Magnetometry via spin-mechanical coupling in levitated optomechanics

We analyze magnetometry using an optically levitated nanodiamond. We consider a configuration where a magnetic field gradient couples the mechanical oscillation of the diamond with its spin degree of freedom provided by a Nitrogen vacancy center. First, we investigate measurement of the position spectrum of the mechanical oscillator.

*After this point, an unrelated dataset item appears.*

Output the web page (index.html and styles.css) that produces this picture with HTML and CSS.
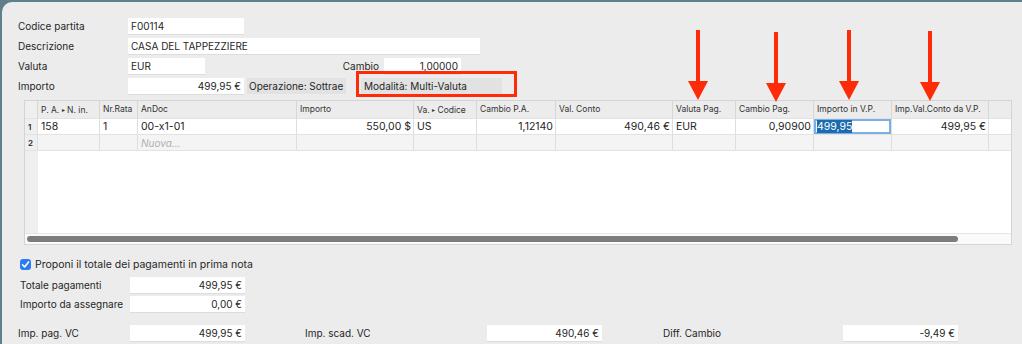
FILE: index.html
```html
<!DOCTYPE html>
<html lang="it">
<head>
  <meta charset="UTF-8" />
  <title>Pagamento partita</title>
  <link rel="stylesheet" href="styles.css">
</head>
<body>
  <div class="window">

    <!-- Dati partita -->
    <div class="head">
      <div class="row">
        <span class="label">Codice partita</span>
        <span class="field w116">F00114</span>
      </div>
      <div class="row">
        <span class="label">Descrizione</span>
        <span class="field w352">CASA DEL TAPPEZZIERE</span>
      </div>
      <div class="row">
        <span class="label">Valuta</span>
        <span class="field w77">EUR</span>
        <span class="label-right">Cambio</span>
        <span class="field w77 num">1,00000</span>
      </div>
      <div class="row">
        <span class="label">Importo</span>
        <span class="field w116 num">499,95 €</span>
        <span class="tag op">Operazione: Sottrae</span>
        <span class="tag mode">Modalità: Multi-Valuta</span>
      </div>
    </div>

    <!-- Griglia pagamenti -->
    <div class="grid">
      <div class="grow ghead">
        <div class="g"></div>
        <div>P. A. <span class="tri">▸</span> N. in.</div>
        <div>Nr.Rata</div>
        <div>AnDoc</div>
        <div>Importo</div>
        <div>Va. <span class="tri">▸</span> Codice</div>
        <div>Cambio P.A.</div>
        <div>Val. Conto</div>
        <div>Valuta Pag.</div>
        <div>Cambio Pag.</div>
        <div>Importo in V.P.</div>
        <div>Imp.Val.Conto da V.P.</div>
        <div></div>
      </div>
      <div class="grow r1">
        <div class="g">1</div>
        <div>158</div>
        <div>1</div>
        <div>00-x1-01</div>
        <div class="num">550,00 $</div>
        <div>US</div>
        <div class="num">1,12140</div>
        <div class="num">490,46 €</div>
        <div>EUR</div>
        <div class="num">0,90900</div>
        <div class="edit"><span class="sel">499,95</span></div>
        <div class="num">499,95 €</div>
        <div></div>
      </div>
      <div class="grow r2">
        <div class="g">2</div>
        <div></div>
        <div></div>
        <div class="new">Nuova...</div>
        <div></div><div></div><div></div><div></div><div></div><div></div><div></div><div></div><div></div>
      </div>
      <div class="filler"><div class="g"></div></div>
      <div class="hscroll"><div class="thumb"></div></div>
    </div>

    <!-- Totali -->
    <div class="foot">
      <label class="check"><span class="box">
        <svg width="9" height="9" viewBox="0 0 9 9"><path d="M1.5 4.8 L3.6 6.9 L7.6 1.9" fill="none" stroke="#fff" stroke-width="1.6" stroke-linecap="round" stroke-linejoin="round"/></svg>
      </span>Proponi il totale dei pagamenti in prima nota</label>
      <div class="row">
        <span class="label">Totale pagamenti</span>
        <span class="field w115 num">499,95 €</span>
      </div>
      <div class="row">
        <span class="label">Importo da assegnare</span>
        <span class="field w115 num">0,00 €</span>
      </div>
      <div class="row last">
        <span class="label l1">Imp. pag. VC</span>
        <span class="field w115 num">499,95 €</span>
        <span class="label l2">Imp. scad. VC</span>
        <span class="field w115 num">490,46 €</span>
        <span class="label l3">Diff. Cambio</span>
        <span class="field w115 num">-9,49 €</span>
      </div>
    </div>

    <!-- Annotazioni -->
    <div class="redbox"></div>
    <div class="arrow" style="left: 686px; top: 28px;"></div>
    <div class="arrow" style="left: 764px; top: 30px;"></div>
    <div class="arrow" style="left: 837px; top: 28px;"></div>
    <div class="arrow" style="left: 918px; top: 29px;"></div>
  </div>
</body>
</html>
```

FILE: styles.css
```css
* {
  box-sizing: border-box;
}

body {
  margin: 0;
  background-color: #5f7f8a;
  font-family: 'Inter', 'Liberation Sans', sans-serif;
  font-size: 10px;
  color: #262626;
  overflow: hidden;
}

.window {
  position: relative;
  margin: 2px 0 0 2px;
  height: 342px;
  background-color: #ececec;
  border-top-left-radius: 10px;
}

.row {
  display: flex;
  align-items: center;
  height: 16px;
  margin-bottom: 4px;
}

.head {
  padding: 16px 0 0 16px;
}

.label {
  width: 110px;
  flex-shrink: 0;
}

.label-right {
  width: 179px;
  text-align: right;
  padding-right: 5px;
}

.field {
  height: 16px;
  line-height: 16px;
  background: #fff;
  padding: 0 3px;
  white-space: nowrap;
  box-shadow: 0 1px 0 #dcdcdc;
}

.field.num {
  text-align: right;
}

.w77 { width: 77px; }
.w115 { width: 115px; }
.w116 { width: 116px; }
.w352 { width: 352px; }

.tag {
  background: #e2e2e2;
  height: 16px;
  line-height: 16px;
  padding: 0 3px;
  white-space: nowrap;
}

.tag.op {
  margin-left: 3px;
  width: 99px;
  padding: 0 2px;
}

.tag.mode {
  margin-left: 15px;
  width: 141px;
  padding-left: 3px;
}

/* griglia */
.grid {
  margin: 6px 0 0 22px;
  width: 988px;
  height: 145px;
  border: 1px solid #d4d4d4;
  background: #fff;
  display: flex;
  flex-direction: column;
}

.grow {
  display: grid;
  grid-template-columns: 13px 62px 38px 159px 117px 63px 79px 117px 63px 78px 78px 97px 1fr;
  height: 16px;
  line-height: 16px;
  border-bottom: 1px solid #e2e2e2;
}

.grow > div {
  border-right: 1px solid #dedede;
  padding: 0 3px;
  white-space: nowrap;
  overflow: hidden;
}

.grow > div:last-child {
  border-right: none;
}

.grow .num {
  text-align: right;
  padding-right: 2px;
}

.ghead {
  height: 18px;
  line-height: 17px;
  background: #ececec;
  font-size: 8.5px;
  color: #333;
}

.ghead > div {
  border-right-color: #d6d6d6;
}

.tri {
  font-size: 6px;
  vertical-align: 1px;
}

.g {
  background: #efefef;
  font-size: 8px;
  font-weight: 600;
  padding: 0 0 0 3px !important;
}

.r1 {
  background: #fff;
  font-size: 10.5px;
}

.r2 {
  background: #f4f4f4;
}

.new {
  color: #b0b0b0;
  font-style: italic;
}

.edit {
  box-shadow: inset 0 0 0 2px #7ab0e6;
  background: #fff;
  padding: 0 3px !important;
}

.sel {
  background: #1c6bb0;
  color: #fff;
}

.filler {
  flex: 1;
  display: flex;
}

.filler .g {
  width: 13px;
}

.hscroll {
  height: 11px;
  background: #fafafa;
  border-top: 1px solid #e6e6e6;
  padding: 2px 0 0 2px;
}

.thumb {
  width: 931px;
  height: 6px;
  border-radius: 3px;
  background: #7d7d7d;
}

/* totali */
.foot {
  padding: 12px 0 0 16px;
}

.check {
  display: flex;
  align-items: center;
  height: 14px;
  margin: 0 0 6px 2px;
  font-size: 10.5px;
}

.box {
  width: 11px;
  height: 11px;
  border-radius: 3px;
  background: #2b7bf3;
  display: flex;
  align-items: center;
  justify-content: center;
  margin-right: 4px;
}

.foot .row {
  height: 16px;
  margin-bottom: 3px;
}

.foot .row .label {
  width: 112px;
  padding-left: 2px;
}

.foot .row.last {
  margin-top: 13px;
}

.foot .row.last .l1 {
  padding-left: 0;
}

.foot .row.last .l2 {
  margin-left: 60px;
  width: 182px;
  padding-left: 0;
}

.foot .row.last .l3 {
  margin-left: 61px;
  width: 180px;
  padding-left: 0;
}

/* annotazioni */
.redbox {
  position: absolute;
  left: 354px;
  top: 69px;
  width: 161px;
  height: 26px;
  border: 3px solid #fd2b08;
}

.arrow {
  position: absolute;
  width: 20px;
  height: 70px;
}

.arrow::before {
  content: "";
  position: absolute;
  left: 8px;
  top: 0;
  width: 4px;
  height: 54px;
  background: #fd2b08;
}

.arrow::after {
  content: "";
  position: absolute;
  left: 0;
  top: 51px;
  border-left: 10px solid transparent;
  border-right: 10px solid transparent;
  border-top: 19px solid #fd2b08;
}
```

We find that conditions of ultrahigh vacuum and feedback cooling allow a magnetic field gradient sensitivity of 1 $\mu$Tm$^{-1}$/$\sqrt{\mbox{Hz}}$. At high pressure and room temperature, this sensitivity degrades and can attain a value of the order of 100 $m$Tm$^{-1}$/$\sqrt{\mbox{Hz}}$. Subsequently, we characterize the magnetic field gradient sensitivity obtainable by maneuvering the spin degrees of freedom using Ramsey interferometry. We find that this technique can offer photon-shot noise and spin-projection noise limited magnetic field gradient sensitivity of 100 $\mu$Tm$^{-1}$/$\sqrt{\mbox{Hz}}$. We conclude that this hybrid levitated nanomechanical magnetometer provides a favorable and versatile platform for sensing applications.